ECLI:NL:RBDHA:2018:14013
Rechtbank Den Haag
- Voorlopige voorziening
- Rechtspraak.nl
Afwijzing verzoek voorlopige voorziening in vreemdelingenzaak met betrekking tot uitzetting naar Soedan
In deze zaak heeft de voorzieningenrechter van de Rechtbank Den Haag op 13 november 2018 uitspraak gedaan op de verzoeken om voorlopige voorzieningen van een Soedanese verzoeker, die zich verzet tegen zijn voorgenomen uitzetting naar Soedan. De verzoeker had op 31 oktober 2018 van de staatssecretaris van Justitie en Veiligheid vernomen dat hij op 13 november 2018 om 12.00 uur zou worden uitgezet. Op 11 november 2018 diende hij een opvolgende asielaanvraag in, maar de staatssecretaris besloot op 12 november 2018 dat de uitzetting niet achterwege zou blijven. De verzoeker maakte bezwaar tegen dit besluit en vroeg de voorzieningenrechter om een voorlopige voorziening om de uitzetting te verbieden totdat op zijn bezwaren was beslist.

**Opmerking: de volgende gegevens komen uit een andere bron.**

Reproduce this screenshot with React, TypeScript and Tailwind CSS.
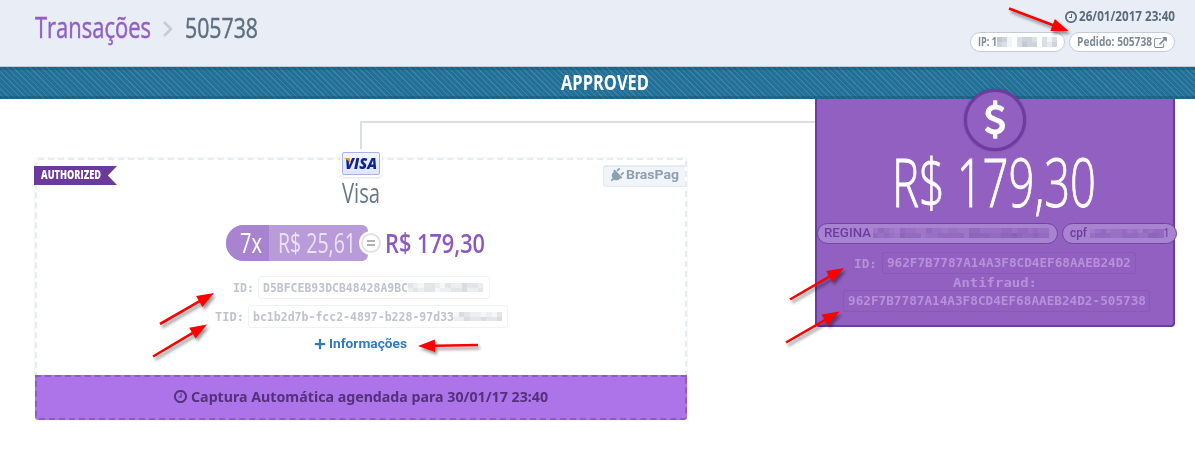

De voorzieningenrechter heeft de feiten en omstandigheden van de zaak beoordeeld, waaronder de claim van de verzoeker dat hij afkomstig is uit Darfur en dat zijn uitzetting naar Soedan in strijd zou zijn met artikel 3 van het Europees Verdrag voor de Rechten van de Mens (EVRM). De voorzieningenrechter oordeelde dat de overgelegde brief van de Darfur Vereniging niet als nieuw bewijs kon worden aangemerkt en dat de verzoeker niet aannemelijk had gemaakt dat zijn uitzetting in strijd zou zijn met het EVRM. De voorzieningenrechter volgde de staatssecretaris in zijn standpunt dat er geen nieuwe elementen waren die de uitzetting zouden kunnen tegenhouden.
Uiteindelijk concludeerde de voorzieningenrechter dat de bezwaren van de verzoeker geen redelijke kans van slagen hadden en wees hij de verzoeken om voorlopige voorzieningen af. De uitspraak werd gedaan in aanwezigheid van de griffier, en er werd geen rechtsmiddel tegen deze uitspraak open gesteld.